A few minutes later, as we flew over the inner suburbs, I glanced down and saw the word "Peace" scrawled in spray-paint across an urban parking lot.

I couldn't wipe the smile off my face.

It seemed a fitting finish to a holiday, where I had proven, over and over, the message from the front cover of E-Squared: Our thoughts create our reality.

I had 7 hours in Sydney before catching my plane to Tonga, so I stored my baggage and took a train out to a suburban mall.

 I was able to get clothes for all my family (including myself. A terribly exciting thing when you have basically lived out of the same suitcase of clothes for almost two years.), a couple of books, some nuts and dried fruit, some natural toothpaste (another terribly exciting thing, after brushing our teeth with water for over 3 months), before heading back to the airport.

I boarded the night flight to Tonga, where I arrived at 2am local time and my husband and babies were all waiting to meet me…

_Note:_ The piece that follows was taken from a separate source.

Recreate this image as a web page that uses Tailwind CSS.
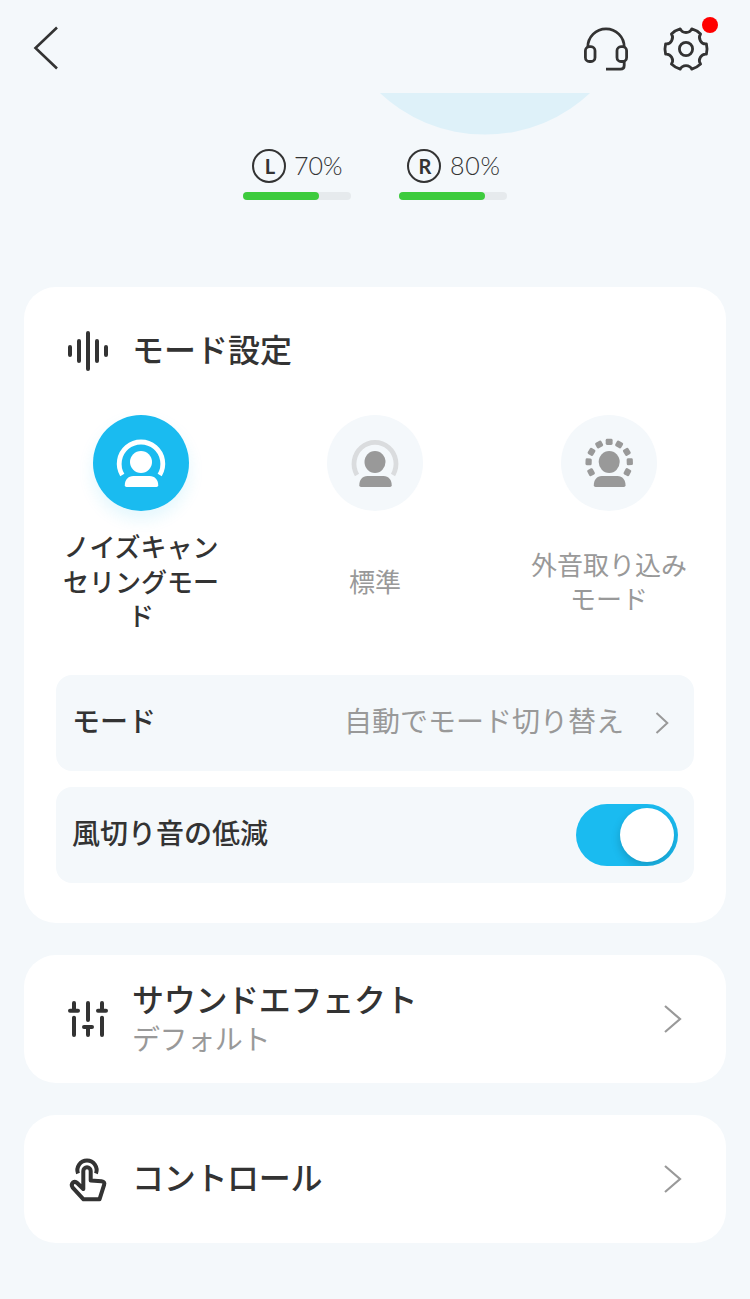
<!DOCTYPE html>
<html lang="ja">
<head>
<meta charset="utf-8">
<title>モード設定</title>
<script src="https://cdn.jsdelivr.net/npm/@tailwindcss/browser@4"></script>
</head>
<body class="bg-[#f4f8fb] font-['Noto_Sans_CJK_JP',sans-serif] text-[#333333]">
<div class="flex h-[1299px] w-[750px] flex-col overflow-hidden">
  <header class="flex h-[93px] shrink-0 items-start justify-between pr-7 pl-6">
    <svg class="h-[93px] w-12" viewBox="24 0 48 93" fill="none" stroke="#333" stroke-width="2.6"><path d="M57 27.5 35.5 48 57 68.5"/></svg>
    <div class="flex">
      <svg class="h-[93px] w-[60px]" viewBox="576 0 60 93" fill="none" stroke="#333" stroke-width="2.8">
        <path d="M587.8 47A18.2 18.2 0 0 1 624.2 47M624.2 61V65.5Q624.2 69.2 620.5 69.2H606"/>
        <rect x="585.4" y="46.7" width="9.6" height="14.8" rx="4"/><rect x="617" y="46.7" width="9.6" height="14.8" rx="4"/>
      </svg>
      <svg class="h-[93px] w-[86px]" viewBox="636 0 86 93" fill="none" stroke="#333" stroke-width="2.8">
        <g transform="translate(686 49)" stroke-linejoin="round">
          <path d="M-5.8-20.2C-3.6-15.3 3.6-15.3 5.8-20.2A21 21 0 0 1 14.6-15.1C11.5-10.8 15.1-4.5 20.4-5.1A21 21 0 0 1 20.4 5.1C15.1 4.500 11.5 10.8 14.6 15.1A21 21 0 0 1 5.8 20.2C3.6 15.3-3.6 15.3-5.8 20.2A21 21 0 0 1-14.6 15.1C-11.5 10.8-15.1 4.500-20.4 5.1A21 21 0 0 1-20.4-5.1C-15.1-4.500-11.5-10.8-14.6-15.1A21 21 0 0 1-5.8-20.2Z"/>
          <circle r="6.6"/>
        </g>
        <circle cx="710" cy="25" r="8" fill="#f00" stroke="none"/>
      </svg>
    </div>
  </header>

  <section class="h-[194px] shrink-0">
    <svg class="block h-[50px] w-full" viewBox="0 93 750 50"><circle cx="485" cy="-19" r="153.6" fill="#def1f9"/></svg>
    <div class="flex gap-12 pl-[243px]">
      <div class="w-[108px]">
        <div class="flex h-[49px] items-center gap-2 pb-[3px] pl-[9px]">
          <span class="flex size-[34px] items-center justify-center rounded-full border-2 border-[#333] pl-0.5 font-['Lato',sans-serif] text-[20px] font-bold">L</span>
          <span class="font-['Lato',sans-serif] text-[25px] font-light">70%</span>
        </div>
        <div class="h-2 rounded-full bg-[#e6eaed]"><div class="h-2 rounded-full bg-[#3dcb3d]" style="width:70%"></div></div>
      </div>
      <div class="w-[108px]">
        <div class="flex h-[49px] items-center gap-[9px] pb-[3px] pl-2">
          <span class="flex size-[34px] items-center justify-center rounded-full border-2 border-[#333] pl-0.5 font-['Lato',sans-serif] text-[20px] font-bold">R</span>
          <span class="font-['Lato',sans-serif] text-[25px] font-light tracking-[0.8px]">80%</span>
        </div>
        <div class="h-2 rounded-full bg-[#e6eaed]"><div class="h-2 rounded-full bg-[#3dcb3d]" style="width:80%"></div></div>
      </div>
    </div>
  </section>

  <main class="flex flex-col gap-8 px-6">
    <section class="h-[636px] rounded-[32px] bg-white px-8 pt-9">
      <div class="flex h-14 items-center gap-6 pl-3">
        <svg class="h-10 w-10" viewBox="68 331 40 40" stroke="#333" stroke-width="4" stroke-linecap="round"><path d="M70 347V355M79 341V361M88 333V369M97 341V361M106 347V355"/></svg>
        <h1 class="pb-1.5 text-[32px] leading-[48px] font-medium">モード設定</h1>
      </div>
      <div class="mt-9 flex justify-between">
        <div class="flex w-[170px] flex-col items-center">
          <div class="size-24 rounded-full bg-[#1abbf0] shadow-[0_8px_16px_rgba(26,187,240,0.12)]">
            <svg class="size-24" viewBox="93 415 96 96" fill="#fff"><path d="M122.300 475A21.800 21.800 0 1 1 159.700 475" fill="none" stroke="#fff" stroke-width="4.800"/><circle cx="141" cy="462" r="11"/><path d="M126.500 487Q124.800 487 124.800 485.200C124.800 480 128 476 133.500 476H149.500C155 476 158.200 480 158.200 485.200Q158.200 487 156.500 487Z"/></svg>
          </div>
          <div class="mt-[17px] flex h-[106px] w-[156px] items-center justify-center text-center text-[26px] leading-[34.500px] font-medium"><span>ノイズキャン<br>セリングモー<br>ド</span></div>
        </div>
        <div class="flex w-[170px] flex-col items-center">
          <div class="size-24 rounded-full bg-[#f4f8fb]">
            <svg class="size-24" viewBox="327 415 96 96" fill="#999"><path d="M357 475A21 21.500 0 1 1 393 475" fill="none" stroke="#dadcde" stroke-width="4.800"/><ellipse cx="375" cy="462" rx="10.500" ry="11"/><path d="M361 487Q359.300 487 359.300 485.200C359.300 480 362.300 476 367.500 476H383.500C388.700 476 391.700 480 391.700 485.200Q391.700 487 390 487Z"/></svg>
          </div>
          <div class="mt-[17px] flex h-[106px] items-center justify-center text-center text-[26px] leading-[34px] text-[#999]">標準</div>
        </div>
        <div class="flex w-[170px] flex-col items-center">
          <div class="size-24 rounded-full bg-[#f4f8fb]">
            <svg class="size-24" viewBox="561 415 96 96" fill="#999">
              <ellipse cx="609.200" cy="462" rx="10.500" ry="11"/><path d="M595.500 487Q593.800 487 593.800 485.200C593.800 480 596.800 476 601.800 476H617.500C622.500 476 625.500 480 625.500 485.200Q625.500 487 623.800 487Z"/>
              <rect x="605.700" y="438.800" width="6.900" height="6.200" rx="1.400"/>
              <rect x="605.700" y="438.800" width="6.900" height="6.200" rx="1.400" transform="rotate(29 609.200 462.500)"/>
              <rect x="605.700" y="438.800" width="6.900" height="6.200" rx="1.400" transform="rotate(-29 609.200 462.500)"/>
              <rect x="605.700" y="438.800" width="6.900" height="6.200" rx="1.400" transform="rotate(59 609.200 462.500)"/>
              <rect x="605.700" y="438.800" width="6.900" height="6.200" rx="1.400" transform="rotate(-59 609.200 462.500)"/>
              <rect x="605.700" y="438.800" width="6.900" height="6.200" rx="1.400" transform="rotate(88 609.200 462.500)"/>
              <rect x="605.700" y="438.800" width="6.900" height="6.200" rx="1.400" transform="rotate(-88 609.200 462.500)"/>
              <rect x="605.700" y="438.800" width="6.900" height="6.200" rx="1.400" transform="rotate(118 609.200 462.500)"/>
              <rect x="605.700" y="438.800" width="6.900" height="6.200" rx="1.400" transform="rotate(-118 609.200 462.500)"/>
            </svg>
          </div>
          <div class="mt-[17px] flex h-[106px] items-center justify-center text-center text-[26px] leading-[34px] text-[#999]"><span>外音取り込み<br>モード</span></div>
        </div>
      </div>
      <div class="mt-[41px] flex h-24 items-center rounded-2xl bg-[#f4f8fb] pr-6 pl-4">
        <span class="grow pb-1.5 text-[28px] font-medium">モード</span>
        <span class="pb-1.5 text-[28px] text-[#999]">自動でモード切り替え</span>
        <svg class="ml-7 h-6 w-[18px]" viewBox="652 711 18 24" fill="none" stroke="#999" stroke-width="2"><path d="M656.500 713 667.300 723 656.500 733"/></svg>
      </div>
      <div class="mt-4 flex h-24 items-center justify-between rounded-2xl bg-[#f4f8fb] px-4">
        <span class="pb-1.5 text-[28px] font-medium">風切り音の低減</span>
        <div class="flex h-[62px] w-[102px] items-center justify-end overflow-hidden rounded-full bg-[#1abbf0] pr-1"><div class="size-[54px] rounded-full bg-white shadow-[0_4px_10px_rgba(0,0,0,0.18)]"></div></div>
      </div>
    </section>

    <section class="flex h-32 items-center rounded-[32px] bg-white pr-11 pl-[42px]">
      <svg class="h-11 w-11 shrink-0" viewBox="66 997 44 44" fill="none" stroke="#333" stroke-width="4" stroke-linecap="round"><path d="M74 1003V1010.700M70 1010.700H78M74 1017.700V1035M88 1003V1020M84 1027H92M88 1027V1035M102 1003V1010.700M98 1010.700H106M102 1017.700V1035"/></svg>
      <div class="ml-[22px] grow pb-1.5">
        <h2 class="text-[32px] leading-[44px] font-medium tracking-[-0.3px]">サウンドエフェクト</h2>
        <p class="text-[28px] leading-9 tracking-[-0.4px] text-[#999]">デフォルト</p>
      </div>
      <svg class="h-8 w-5" viewBox="662 1003 20 32" fill="none" stroke="#999" stroke-width="2.200"><path d="M665 1006 680 1019 665 1032"/></svg>
    </section>

    <section class="flex h-32 items-center rounded-[32px] bg-white pr-11 pl-[42px]">
      <svg class="h-12 w-11 shrink-0" viewBox="66 1155 44 48" fill="none" stroke="#333" stroke-width="4" stroke-linejoin="round"><path d="M78 1173.500A9.600 9.600 0 1 1 96 1173.500"/><path d="M83.300 1189V1171A3.700 3.700 0 0 1 90.700 1171V1180.500L101.500 1181.300Q105.300 1181.800 104.100 1184.800L99.500 1199.300H83.500L72.500 1187.300Q70.800 1184.600 73 1182.500Q75.200 1181 77.200 1183Z"/></svg>
      <h2 class="ml-[22px] grow pb-1.5 text-[32px] leading-[48px] font-medium tracking-[-0.3px]">コントロール</h2>
      <svg class="h-8 w-5" viewBox="662 1003 20 32" fill="none" stroke="#999" stroke-width="2.200"><path d="M665 1006 680 1019 665 1032"/></svg>
    </section>
  </main>
</div>
</body>
</html>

My babies were excited about the Christmas presents from Nanna and Grandpa, but I was excited about the lessons I was bringing back with me, to incorporate into my life.

When I find myself getting stressed or tensed over something, I remind myself of what I experienced. God is abundant. The Universe is always in a state of constant flow. If things are "stuck", or not working out, it's not's me, getting in the way, blocking the flow, trying desperately to force things to happen my way, when the Universe has already heard my wish and is trying to fulfill it in a way that I haven't yet dreamed of...

This feeling of energy and flow, has become a crucial indicator. When it's with me, I know I'm aligned with the Master Plan, and on the right track. When I'm "stuck", anxious or tense, I know it's time to re-think what I'm doing, release my need to be in control, and simply allow the next step to be revealed or manifested.

It all started out as a lesson about money, and turned into a life-changing, humbling lesson about that all-encompassing, all mighty, all knowing universal force that we know simply as: "God".